CHP Zonguldak İl Başkanı Harun Akın, İl Yönetim kurulu üyeleri, İlçe Başkanı Hayrettin Kartal, Kandilli Belediye Başkanı Mustafa Aydın ile birlikte işletme önünde açıklamada bulundu. Kandilli’de insanlık dramı yaşandığını belirten İl Başkanı Akın, “Ben bunca senedir böyle bir durum görmedim. Sabahleyin işten atılma korkusu ile arkadaşlarına sahip çıkan madencilerin büyük bir bölümü ocak içerisindeler, dışarıya çıkmıyorlar.
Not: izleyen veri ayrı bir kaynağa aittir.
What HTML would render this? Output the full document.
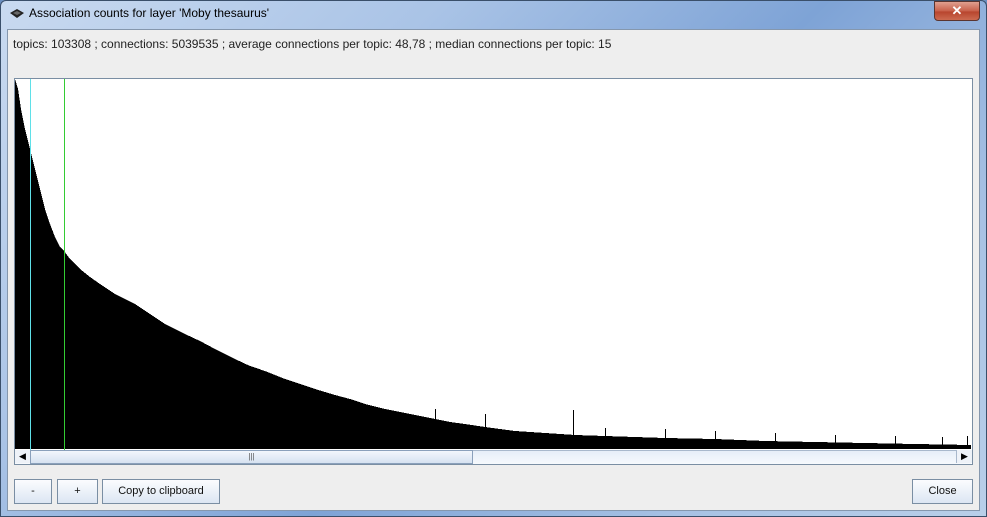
<!DOCTYPE html>
<html><head><style>
body{margin:0;width:987px;height:517px;overflow:hidden;background:#6b8fc0;font-family:"Liberation Sans",sans-serif;font-size:12px;position:relative}
.frame{position:absolute;left:0;top:0;width:985px;height:515px;border:1px solid #3a4f6a;border-radius:6px 6px 0 0;background:linear-gradient(135deg,#c9daf0 0%,#a9c3e6 30%,#7ea3d6 55%,#a8c2e4 80%,#b9cfe9 100%)}
.title{position:absolute;left:29px;top:6px;font-size:12px;color:#000}
.client{position:absolute;left:7px;top:29px;width:971px;height:480px;background:#eeeeee;border:1px solid #8597ad}
.close{position:absolute;left:934px;top:1px;width:44px;height:18px;border:1px solid #5a3530;border-radius:0 0 4px 4px;background:linear-gradient(#e0a090,#c8604a 50%,#b8452e 55%,#cc6a50);color:#fff;font-weight:bold;text-align:center;font-size:13px;line-height:18px}
.btn{position:absolute;top:479px;height:23px;border:1px solid #7a8ea3;background:linear-gradient(#fbfcfe,#dce6f3);font-size:11px;text-align:center;line-height:23px;color:#111}
</style></head><body>
<div class="frame"></div>
<svg style="position:absolute;left:9px;top:8px" width="16" height="12" viewBox="0 0 16 12"><path d="M1 5 L8 1 L15 5 L8 10 Z" fill="#222"/><path d="M4 5 L8 3 L12 5 L8 7Z" fill="#666"/></svg>
<div class="title">Association counts for layer 'Moby thesaurus'</div>
<div class="close">✕</div>
<div class="client"></div>
<div style="position:absolute;left:13px;top:37px;font-size:12px;color:#222">topics: 103308 ; connections: 5039535 ; average connections per topic: 48,78 ; median connections per topic: 15</div>
<div style="position:absolute;left:14px;top:78px;width:957px;height:385px;border:1px solid #7a8ea3;background:#fff"></div>
<svg style="position:absolute;left:15px;top:79px" width="956" height="371" viewBox="0 0 956 371" shape-rendering="crispEdges">
<polygon fill="#000" points="0,370 0,0 3,10 6,30 10,50 15,70 20,90 25,110 30,130 35,145 40,158 45,168 49,172 55,180 65,190 75,198 85,205 100,215 120,225 135,235 150,245 170,255 185,262 200,270 220,280 235,287 250,292 270,300 285,305 300,310 320,316 335,320 350,325 370,330 385,333 400,336 420,340 435,343 450,345 470,348 485,350 500,352 530,354 560,356 590,357 620,358 650,359 700,360 750,362 800,363 850,364 900,365 956,366 956,370"/>
<g stroke="#000" stroke-width="1">
<line x1="420.5" y1="370" x2="420.5" y2="330"/><line x1="470.5" y1="370" x2="470.5" y2="335"/><line x1="558.5" y1="370" x2="558.5" y2="331"/><line x1="590.5" y1="370" x2="590.5" y2="349"/><line x1="650.5" y1="370" x2="650.5" y2="350"/><line x1="700.5" y1="370" x2="700.5" y2="352"/><line x1="760.5" y1="370" x2="760.5" y2="354"/><line x1="820.5" y1="370" x2="820.5" y2="356"/><line x1="880.5" y1="370" x2="880.5" y2="357"/><line x1="927.5" y1="370" x2="927.5" y2="358"/><line x1="952.5" y1="370" x2="952.5" y2="357"/></g>
<line x1="15.5" y1="0" x2="15.5" y2="371" stroke="#5fe0e8"/>
<line x1="49.5" y1="0" x2="49.5" y2="371" stroke="#33cc33"/>
</svg>
<div style="position:absolute;left:15px;top:450px;width:956px;height:13px;background:linear-gradient(#e6eef8,#f6f9fd);border-top:1px solid #a8b8cc"></div>
<div style="position:absolute;left:15px;top:450px;width:15px;height:13px;background:#eef2f8;border-right:1px solid #a8b8cc;font-size:9px;line-height:13px;text-align:center">◀</div>
<div style="position:absolute;left:30px;top:450px;width:441px;height:12px;background:linear-gradient(#f2f6fc,#d6e2f1);border:1px solid #8aa0bb;font-size:8px;line-height:12px;text-align:center;color:#555">|||</div>
<div style="position:absolute;left:956px;top:450px;width:15px;height:13px;background:#eef2f8;border-left:1px solid #a8b8cc;font-size:9px;line-height:13px;text-align:center">▶</div>
<div class="btn" style="left:14px;width:36px">-</div>
<div class="btn" style="left:57px;width:39px">+</div>
<div class="btn" style="left:102px;width:116px">Copy to clipboard</div>
<div class="btn" style="left:912px;width:59px">Close</div>
</body></html>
Bu işçilerimizin, kardeşlerimizin bu ocaktan çıkması için grizu mu patlasın, yanmaları mı lazım. Enerji Bakanı gelip burada grizu patladı içeride şu kadar ceset var bu anonsu mu yapmaya gelecek?

 

“BEN UTANIYORUM”

Ben utanıyorum Zonguldak adına. İktidarın yetkili bir sesi, bakanlık bir şey söylesin. Böyle bir dram ile bugüne kadar karşılaşmadım. Bu bölgede çok kazalar, iş kazaları, grizular gördük ama böylesini ilk kez görüyoruz. İşçi arkadaşları atılıyor diye yüzlerce madenci yerin altında anne babaları da burada. Bu kent kömür kentidir. Maden kanununu çıkardılar 2004’de ben milletvekiliydim o gün söyledim yanlış yapıyorsunuz dedik ama biz şimdi haklı çıktık diye böbürlenecek halimiz yok gelip bu işi çözsünler. Bu şirketlere en azından durun sorunlarınıza bakacağız desinler. Zonguldak köylerinde mezar kazacak genç yok, biz madenci memleketindeyiz. Kandilli’den imdat diyoruz, böyle bir şey olabilir mi?”

 

“İŞVEREN BURAYI KAPATACAĞIM DEMİYOR”

Partililer daha sonra İşletme Müdürü Zeki Arslan ile görüştü, son gelişmelere ilişkin bilgi aldı. Arslan, işletmenin Zonguldak’ın en önemli, Türkiye’deki tek kuyu madenciliği yapan özel işletme olduğunu belirterek, “800 Civarında işçimiz çalışıyoruz ama son dönemlerde azaldı. Bizim işverenimiz, ‘ben burayı kapatacağım’ demiyor. Biliyorsunuz Soma olaylarından sonra madenciliğin yapısı değişti eskisi gibi değil hiçbir şey. Arkasından Ermenek olayı yaşandı. Bizim işverenimiz TTK’dan devir alınan bu maden ocağını daha modern bir işletmeye çevirmek istiyor. Gerekirse yeni bir kuyu daha modern bir işletme yapmak istediğini söylüyor. Başlangıçta bize Türkiye Taşkömürleri Kurumu’ndan (TTK) öngörülen rezervler çıkmadı, biz son anda bazı kömür oluşumlarına rastladık. Kimsenin bilmediği nitelik ve nicelik olarak da bir farklı bir kömür ile karşılaştık. İşletmenin geleceği de bu şekilde aşılmış olacaktı en büyük sorunumuz rezervdi. Bütün bunlardan sonra TTK’ya hazırlık süresi başvurusunda bulunduk ama buna olumlu yaklaşmadılar. Çıkardığınız kömür kadar rödevansını veriyorsunuz”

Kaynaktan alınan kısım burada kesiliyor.